Straight-backed and serious, the documentary’s creator Aliaksei Paluyan left his native Belarus as a student to study mathematics and film in Germany. As a teenager he had attended one of the Free Theatre’s performances and decided he would closely follow the company throughout his years away, eventually traveling back to make this film starting in 2018. When we met, he explained to me that he had to change the DoP half-way through the shoot. As the protests heated up, he switched from his German DoP, Jesse Mazuch (known for working with Sergei Loznitsa on films like Victory Day), to Belarusian Tanya Haurylchyk. He thought she would better understand and capture the atmosphere if things were to get really dangerous. His intuition turned out to be justified. The beginning of the film is clearly marked by Mazuch’s dogged, but revealing camerawork, which intimately displays the extravagant Soviet murals from the 60s and 70s that line the huge boulevards of Minsk. Once the election results are announced and protests ramp up, the style changes rapidly, as we are witness to the heartbeat of the Belarusian underground that is soon released upwards onto the streets at night. Thus, the change in camerawork mirrors the situation in Belarus, where resistance stayed hidden away from sight until it finally exploded onto the streets.
In several lucid passages which follow these protests, Haurylchyk’s camera cleverly captures the energy of a repressed crowd – how it rises and falls, calms then roars, like waves in a restless sea. One flailing moment can completely change the energy on the battle lines; it can uplift and then make everyone break into applause or shouts, or subdue them into fear and terror once again. This energy continues not only during the protests, but the following days too, as parents and families wait outside the prisons to try and get information about those who have been detained. People gather around in main squares to pay homage to those who have died in the protests, chanting “thank you” to a protestor who had died the day before. Old ladies walk through the city with linked arms, holding flowers. One of them politely asks a police officer who is filming them why they are filming: “This is not a prison camp, dear boy”.

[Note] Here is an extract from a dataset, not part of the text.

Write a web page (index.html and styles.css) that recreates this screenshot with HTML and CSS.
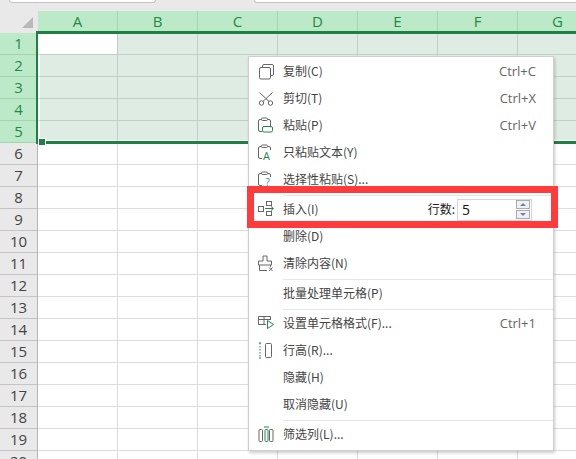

In one closely observed scene, a policeman puts a bunch of white flowers into a window of his riot shield to show he supports the protestors. The crowd go wild. They begin chanting, tentatively approaching and then hugging him. The whole time, the camera rests steadily on the window to his face – the unprotected eyeline of his balaclava -, his eyes looking at once proud and terrified. Thus, the film opens up whole worlds to us, through subtle camera action and shallow focus.
Though none of the documentaries made about the Belarus Free Theater have equaled the brilliance of politically minded documentarians such as Sergei Loznitsa, they are valuable documents from the frontline. With a brave and international crew, Aliaksei Paluyan’s Courage bears witness to a powerful and unstoppable movement. The small rebellions carried out by old women with flowers, single policemen expressing their solidarity with the protests, and individuals filming with their cellphones, may seem paltry in the face of so much brutal power; but these images are solid proof of an ever-thriving rebellion in Belarus.